# GIVEN REQUEST:
Everything in the listing except the pictures should be written out exactly.
— begin —
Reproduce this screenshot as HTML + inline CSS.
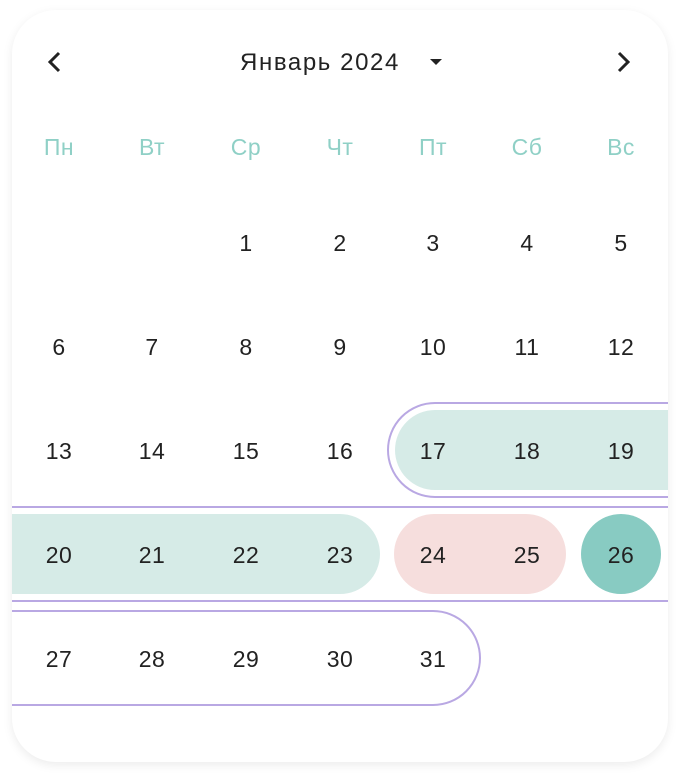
<!DOCTYPE html>
<html><head><meta charset="utf-8"><style>
body{margin:0;width:680px;height:776px;background:#fff;font-family:"Liberation Sans",sans-serif;position:relative;overflow:hidden}
.card{position:absolute;left:12px;top:10px;width:656px;height:752px;border-radius:44px;background:#fff;box-shadow:0 3px 10px rgba(0,0,0,0.08);overflow:hidden}
.t{position:absolute;width:80px;margin-left:-40px;text-align:center;font-size:23px;color:#222;line-height:30px;margin-top:-15px;letter-spacing:0.5px}
.w{color:#8fd0c6}
</style></head><body>
<div class="card">
<svg width="656" height="752" style="position:absolute;left:0;top:0">
<path d="M47 43 L38 52 L47 61" fill="none" stroke="#222" stroke-width="3"/>
<path d="M607 43 L616 52 L607 61" fill="none" stroke="#222" stroke-width="3"/>
<path d="M418 49 L430 49 L424 55 Z" fill="#222"/>
<path d="M423 400 H656 V480 H423 A40 40 0 0 1 423 400 Z" fill="#d6ebe7"/>
<path d="M0 504 H328 A40 40 0 0 1 328 584 H0 Z" fill="#d6ebe7"/>
<rect x="382" y="504" width="172" height="80" rx="40" fill="#f6dedd"/>
<ellipse cx="609" cy="544" rx="40" ry="40" fill="#88cbc2"/>
<path d="M656 393 H423 A47 47 0 0 0 423 487 H656" fill="none" stroke="#b9a8e3" stroke-width="2"/>
<path d="M0 497 H656 M0 591 H656" fill="none" stroke="#b9a8e3" stroke-width="2"/>
<path d="M0 601 H421 A47 47 0 0 1 421 695 H0" fill="none" stroke="#b9a8e3" stroke-width="2"/>
</svg>
</div>
<div class="t" style="left:320px;top:63px;width:220px;margin-left:-110px;font-size:24px;letter-spacing:1.6px">Январь 2024</div>
<div id="g"></div>
<script>
var xs=[59,152,246,340,433,527,621],ys=[243,347,451,555,659],h='';
['Пн','Вт','Ср','Чт','Пт','Сб','Вс'].forEach(function(d,i){h+='<div class="t w" style="left:'+xs[i]+'px;top:147px">'+d+'</div>'});
for(var n=1;n<=31;n++){var p=n+1,r=Math.floor(p/7),c=p%7;h+='<div class="t" style="left:'+xs[c]+'px;top:'+ys[r]+'px">'+n+'</div>'}
document.getElementById('g').innerHTML=h;
</script>
</body></html>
— end —
# REPLY TO THE EXERCISE:
Reproduce this screenshot as HTML + inline CSS.
<!DOCTYPE html>
<html><head><meta charset="utf-8"><style>
body{margin:0;width:680px;height:776px;background:#fff;font-family:"Liberation Sans",sans-serif;position:relative;overflow:hidden}
.card{position:absolute;left:12px;top:10px;width:656px;height:752px;border-radius:44px;background:#fff;box-shadow:0 3px 10px rgba(0,0,0,0.08);overflow:hidden}
.t{position:absolute;width:80px;margin-left:-40px;text-align:center;font-size:23px;color:#222;line-height:30px;margin-top:-15px;letter-spacing:0.5px}
.w{color:#8fd0c6}
</style></head><body>
<div class="card">
<svg width="656" height="752" style="position:absolute;left:0;top:0">
<path d="M47 43 L38 52 L47 61" fill="none" stroke="#222" stroke-width="3"/>
<path d="M607 43 L616 52 L607 61" fill="none" stroke="#222" stroke-width="3"/>
<path d="M418 49 L430 49 L424 55 Z" fill="#222"/>
<path d="M423 400 H656 V480 H423 A40 40 0 0 1 423 400 Z" fill="#d6ebe7"/>
<path d="M0 504 H328 A40 40 0 0 1 328 584 H0 Z" fill="#d6ebe7"/>
<rect x="382" y="504" width="172" height="80" rx="40" fill="#f6dedd"/>
<ellipse cx="609" cy="544" rx="40" ry="40" fill="#88cbc2"/>
<path d="M656 393 H423 A47 47 0 0 0 423 487 H656" fill="none" stroke="#b9a8e3" stroke-width="2"/>
<path d="M0 497 H656 M0 591 H656" fill="none" stroke="#b9a8e3" stroke-width="2"/>
<path d="M0 601 H421 A47 47 0 0 1 421 695 H0" fill="none" stroke="#b9a8e3" stroke-width="2"/>
</svg>
</div>
<div class="t" style="left:320px;top:63px;width:220px;margin-left:-110px;font-size:24px;letter-spacing:1.6px">Январь 2024</div>
<div id="g"></div>
<script>
var xs=[59,152,246,340,433,527,621],ys=[243,347,451,555,659],h='';
['Пн','Вт','Ср','Чт','Пт','Сб','Вс'].forEach(function(d,i){h+='<div class="t w" style="left:'+xs[i]+'px;top:147px">'+d+'</div>'});
for(var n=1;n<=31;n++){var p=n+1,r=Math.floor(p/7),c=p%7;h+='<div class="t" style="left:'+xs[c]+'px;top:'+ys[r]+'px">'+n+'</div>'}
document.getElementById('g').innerHTML=h;
</script>
</body></html>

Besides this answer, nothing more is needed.